Thanks to those who have sent me notes on the Mamelukes plot; I can't read them unless there's a RELEASE and QUITCLAIM at the top of the letter. While I like discussing future plots with people who have done extensive reading of my works, the laws are funny, and I just don't read things that don't start by saying "If you can use any of this you are welcome; I release all rights to the ideas in here." I realize that's silly, but there have been cases of entrapment where people have sent ideas and such to authors with the hopes of being able to sue later. I don't need any of that.

I am doing some drastic restructuring of this place, with some major changes in systems and subsystems I will recommend.

On the local front, the Mayor has vetoed the City Council settlement of the $2.7 million "damages" to be paid to the fireman who was fed dogfood. The fireman, who calls himself Big Dog, had taken part in some really humiliating hazing stunts at the firehouse  (which included forcible shaving of intimate areas of a colleague), and didn't seem to have felt all that humiliated at the time of the dogfood incident.
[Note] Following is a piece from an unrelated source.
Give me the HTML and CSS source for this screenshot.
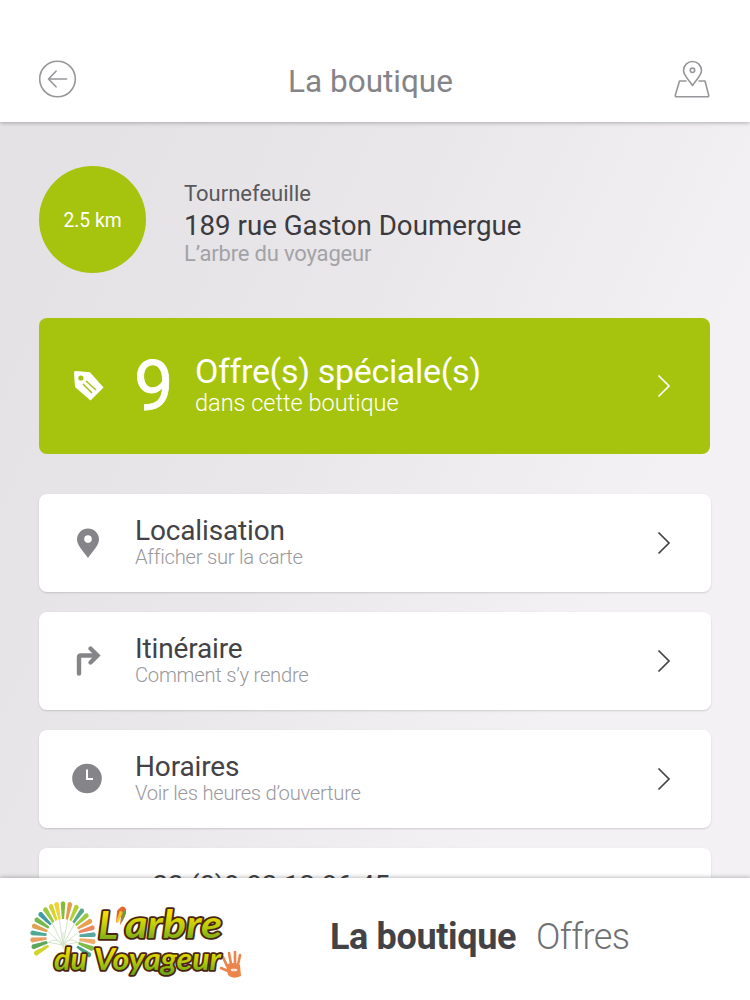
FILE: index.html
```html
<!DOCTYPE html>
<html lang="fr">
  <head>
    <meta charset="UTF-8" />
    <meta name="viewport" content="width=device-width, initial-scale=1.0" />
    <title>La boutique</title>
    <link rel="stylesheet" href="styles.css">
  </head>
  <body>
    <header class="topbar">
      <a href="#" class="back">
        <svg width="38" height="38" viewBox="0 0 38 38">
          <circle cx="18.5" cy="19" r="17.8" />
          <path d="M27.5 19H9.5M17 11.2L9.5 19l7.5 7.8" />
        </svg>
      </a>
      <h1>La boutique</h1>
      <a href="#" class="map">
        <svg width="36" height="38" viewBox="0 0 36 38">
          <path d="M12 21H5.5L1.3 35.2q-.3 1.6 1.2 1.6h31q1.5 0 1.2-1.6L31 21h-6" />
          <path d="M18.5 25.5C15 20.5 9.5 15 9.5 10.5a9 9 0 0 1 18 0c0 4.500-5.5 10-9 15z" />
          <circle cx="18.5" cy="10.3" r="2.2" />
        </svg>
      </a>
    </header>

    <main class="content">
      <section class="shop">
        <div class="distance">2.5 km</div>
        <div class="address">
          <p class="city">Tournefeuille</p>
          <p class="street">189 rue Gaston Doumergue</p>
          <p class="name">L’arbre du voyageur</p>
        </div>
      </section>

      <a href="#" class="offers">
        <svg class="tag" width="32" height="32" viewBox="0 0 32 32">
          <path fill="#fff" d="M1 2.5Q1 1 2.5 1L17 2.2 30.5 17.5 17.5 30.5 2 17z" />
          <circle cx="7.9" cy="8" r="2.6" fill="#a6c30e" />
          <path d="M13 11l10 9M10 14l9 9" stroke="#a6c30e" stroke-width="1.5" />
        </svg>
        <span class="count">9</span>
        <span class="text">
          <strong>Offre(s) spéciale(s)</strong>
          <small>dans cette boutique</small>
        </span>
        <svg class="arrow" width="14" height="24" viewBox="0 0 14 24"><path d="M1.5 1.5L12 12 1.5 22.5" /></svg>
      </a>

      <ul class="menu">
        <li>
          <a href="#">
            <svg class="icon" width="32" height="32" viewBox="0 0 32 32">
              <path fill-rule="evenodd" d="M17 1.5a11 11 0 0 1 11 11c0 6-6.5 12-11 18.5C12.5 24.5 6 18.5 6 12.5a11 11 0 0 1 11-11zM17 8.3a3.8 3.8 0 1 0 0 7.6 3.8 3.8 0 0 0 0-7.6z" />
            </svg>
            <span class="text"><strong>Localisation</strong><small>Afficher sur la carte</small></span>
            <svg class="arrow" width="14" height="24" viewBox="0 0 14 24"><path d="M1.5 1.5L12 12 1.5 22.5" /></svg>
          </a>
        </li>
        <li>
          <a href="#">
            <svg class="icon line" width="32" height="32" viewBox="0 0 32 32">
              <path d="M8 28.5V12.5q0-2 2-2H26" />
              <path d="M19.5 3.5L26.5 10.5 19.5 17.5" />
            </svg>
            <span class="text"><strong>Itinéraire</strong><small>Comment s’y rendre</small></span>
            <svg class="arrow" width="14" height="24" viewBox="0 0 14 24"><path d="M1.5 1.5L12 12 1.5 22.5" /></svg>
          </a>
        </li>
        <li>
          <a href="#">
            <svg class="icon" width="32" height="32" viewBox="0 0 32 32">
              <circle cx="16" cy="15.5" r="14.8" />
              <path d="M16 6.5V16h6" fill="none" stroke="#fff" stroke-width="2" />
            </svg>
            <span class="text"><strong>Horaires</strong><small>Voir les heures d’ouverture</small></span>
            <svg class="arrow" width="14" height="24" viewBox="0 0 14 24"><path d="M1.5 1.5L12 12 1.5 22.5" /></svg>
          </a>
        </li>
        <li>
          <a href="#" class="phone">+33 (0)9 83 12 86 45</a>
        </li>
      </ul>
    </main>

    <footer class="tabs">
      <svg class="logo" width="216" height="84" viewBox="0 0 216 84">
        <defs>
          <linearGradient id="leaf" x1="0" y1="0" x2="0" y2="1">
            <stop offset=".3" stop-color="#f3dc00" />
            <stop offset=".6" stop-color="#b5ca0a" />
            <stop offset=".9" stop-color="#6ba51c" />
          </linearGradient>
          <path id="ray" d="M-1.2-18L-2.5-34Q0-37.5 2.5-34L1.2-18z" />
        </defs>
        <!-- palm -->
        <g transform="translate(35 40)">
          <g class="stems">
            <path d="M0 8L-18-8M0 8L-12-16M0 8L-4-20M0 8L5-20M0 8L13-16M0 8L19-8M0 8L-22 4M0 8L22 4M0 12V-5" />
            <path d="M-20 10Q-6-4 0 10Q6-4 20 10" />
          </g>
          <g class="palm" transform="scale(.92 1)">
            <use href="#ray" fill="#d2d32b" transform="rotate(-119)" />
            <use href="#ray" fill="#5da75b" transform="rotate(-107)" />
            <use href="#ray" fill="#e8a064" transform="rotate(-95)" />
            <use href="#ray" fill="#4ca996" transform="rotate(-83)" />
            <use href="#ray" fill="#e0a34f" transform="rotate(-71)" />
            <use href="#ray" fill="#75b94b" transform="rotate(-59)" />
            <use href="#ray" fill="#3f9da0" transform="rotate(-47)" />
            <use href="#ray" fill="#9bc93d" transform="rotate(-35)" />
            <use href="#ray" fill="#d8d232" transform="rotate(-23)" />
            <use href="#ray" fill="#f0d431" transform="rotate(-12)" />
            <use href="#ray" fill="#84bc3a" />
            <use href="#ray" fill="#e79a4d" transform="rotate(13)" />
            <use href="#ray" fill="#b4cf35" transform="rotate(26)" />
            <use href="#ray" fill="#56a987" transform="rotate(38)" />
            <use href="#ray" fill="#9bca42" transform="rotate(50)" />
            <use href="#ray" fill="#e8a04f" transform="rotate(62)" />
            <use href="#ray" fill="#ed865c" transform="rotate(74)" />
            <use href="#ray" fill="#55a8a0" transform="rotate(86)" />
            <use href="#ray" fill="#efad69" transform="rotate(98)" />
            <use href="#ray" fill="#7dbb46" transform="rotate(110)" />
            <use href="#ray" fill="#47a17e" transform="rotate(122)" />
          </g>
        </g>
        <!-- hand -->
        <g class="hand">
          <path d="M199 69L195 60M203 67L201 56M207 67V55M210 68L212 58M200 74L193 71" />
          <path class="palm-fill" d="M198 68q7-4 14 0l1 11q-8 4-13-1z" />
          <path d="M204 73h4" stroke="#fbe3d2" />
        </g>
        <g class="lettering">
          <text x="70" y="42" textLength="20" lengthAdjust="spacingAndGlyphs">L</text>
          <text x="97" y="41" textLength="97" lengthAdjust="spacingAndGlyphs">arbre</text>
          <text class="second" x="26" y="73" textLength="33" lengthAdjust="spacingAndGlyphs">du</text>
          <text class="second" x="66" y="73" textLength="127" lengthAdjust="spacingAndGlyphs">Voyageur</text>
        </g>
        <!-- parrot used as the apostrophe -->
        <g>
          <path d="M89 14q6-8 9-2 1 6-6 16l1-9-5 7z" fill="#e5672e" />
          <path d="M92 14l3 1-5 11-2-1z" fill="#efcc25" />
          <path d="M95 12l3 4-4 9z" fill="#56a345" />
        </g>
      </svg>
      <nav>
        <a href="#" class="active">La boutique</a>
        <a href="#">Offres</a>
      </nav>
    </footer>
  </body>
</html>
```
FILE: styles.css
```css
* {
  margin: 0;
  padding: 0;
  box-sizing: border-box;
}
body {
  display: flex;
  flex-direction: column;
  height: 1000px;
  overflow: hidden;
  font-family: Roboto, "Liberation Sans", sans-serif;
  background-color: #fff;
}
a {
  text-decoration: none;
  color: #434246;
}
li {
  list-style: none;
}
svg {
  display: block;
  flex-shrink: 0;
}

/* header */
.topbar {
  z-index: 1;
  display: flex;
  justify-content: space-between;
  height: 122px;
  padding: 60px 40px 0 39px;
  background-color: #fff;
  box-shadow: 0 1px 4px rgba(0, 0, 0, 0.28);
}
.topbar svg {
  fill: none;
  stroke: #97969a;
  stroke-width: 1.6;
  stroke-linecap: round;
  stroke-linejoin: round;
}
.topbar h1 {
  padding-right: 10px;
  line-height: 43px;
  font-size: 31.5px;
  font-weight: 400;
  color: #858488;
}

/* content */
.content {
  flex: 1;
  min-height: 0;
  overflow: hidden;
  padding: 44px 39px 0;
  background: linear-gradient(115deg, #e4e2e5 10%, #e9e7ea 40%, #f3f1f4 75%);
}
.shop {
  display: flex;
  column-gap: 38px;
  height: 151.5px;
}
.distance {
  width: 107px;
  height: 107px;
  border-radius: 50%;
  background-color: #a6c30e;
  color: #fff;
  font-size: 19.3px;
  line-height: 110px;
  text-align: center;
}
.address {
  padding-top: 13px;
}
.city {
  font-size: 22px;
  line-height: 29px;
  color: #59585c;
}
.street {
  font-size: 27.7px;
  line-height: 36px;
  color: #3b3a3e;
}
.name {
  font-size: 22px;
  letter-spacing: -0.17px;
  line-height: 20px;
  color: #a3a2a6;
}

.offers {
  display: flex;
  align-items: center;
  width: 671px;
  height: 136.5px;
  padding: 0 39px 0 34px;
  border-radius: 8px;
  background-color: #a6c30e;
  color: #fff;
}
.count {
  width: 88px;
  padding-left: 29px;
  font-size: 70px;
  line-height: 136px;
  -webkit-text-stroke: 0.8px #fff;
}
.text {
  flex: 1;
}
.text strong,
.text small {
  display: block;
  white-space: nowrap;
}
.offers .text {
  padding: 0 0 3px 2px;
}
.offers strong {
  font-size: 34px;
  font-weight: 400;
  letter-spacing: -0.33px;
  line-height: 38px;
}
.offers small {
  font-size: 23.5px;
  font-weight: 300;
  line-height: 26px;
}
.arrow {
  fill: none;
  stroke: #434246;
  stroke-width: 1.7;
}
.offers .arrow {
  stroke: #fff;
}

.menu {
  display: flex;
  flex-direction: column;
  row-gap: 20px;
  padding-top: 40px;
}
.menu li {
  height: 98px;
  border-radius: 8px;
  background-color: #fff;
  box-shadow: 0 1px 2px rgba(0, 0, 0, 0.15);
}
.menu a {
  display: flex;
  align-items: center;
  height: 97px;
  padding: 0 40px 0 32px;
}
.menu .icon {
  margin-right: 32px;
  fill: #858488;
}
.menu .line {
  fill: none;
  stroke: #858488;
  stroke-width: 4.4;
  stroke-linecap: round;
}
.menu .text {
  padding-bottom: 1px;
}
.menu strong {
  font-size: 28px;
  font-weight: 400;
  letter-spacing: -0.15px;
  line-height: 30px;
}
.menu small {
  font-size: 20.2px;
  font-weight: 300;
  letter-spacing: -0.25px;
  line-height: 22px;
  color: #99989c;
}
.menu .phone {
  align-items: flex-start;
  padding: 22px 0 0 98px;
  font-size: 28px;
  letter-spacing: -0.3px;
  line-height: 32px;
}

/* footer */
.tabs {
  z-index: 1;
  display: flex;
  height: 122px;
  padding: 19px 0 0 28px;
  background-color: #fff;
  box-shadow: 0 -1px 4px rgba(0, 0, 0, 0.25);
}
.tabs nav {
  display: flex;
  column-gap: 20px;
  padding-left: 86px;
  font-size: 36px;
  line-height: 80px;
}
.tabs nav a {
  font-weight: 300;
  letter-spacing: -0.6px;
  color: #707073;
}
.tabs nav .active {
  font-weight: 700;
  letter-spacing: -0.36px;
  color: #434246;
}
.stems {
  fill: none;
  stroke: #d3e5c9;
  stroke-width: 1;
}
.lettering {
  font-family: Lato, sans-serif;
  font-size: 39px;
  font-style: italic;
  font-weight: 700;
  fill: url(#leaf);
  stroke: #4a240c;
  stroke-width: 3.6;
  stroke-linejoin: round;
  paint-order: stroke;
}
.second {
  font-size: 31px;
}
.hand {
  fill: none;
  stroke: #ec854c;
  stroke-width: 2.6;
  stroke-linecap: round;
}
.hand .palm-fill {
  fill: #ec854c;
  stroke: none;
}
```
Since I used to mix Kalcan Horsement Chunks into the spaghetti sauce I made back in the days when that was about the only way to get any meat into my spaghetti because not only wasn't there discretionary income but the "eating money" was pretty sparse, I find Big Dog's discovery of humiliation after he talked with his lawyers a bit, uh, well, not surprising I guess. I'm still not certain why eating dogfood is worth $2.7 million, and if anyone wants to humiliate me for money my price is negotiable. I'll generally eat anything normally considered edible that isn't trying to eat me...

And now it's back to work. Didn't get my morning walk yet, and Sable is reminding me of that. It's her job to get keep these humans exercising.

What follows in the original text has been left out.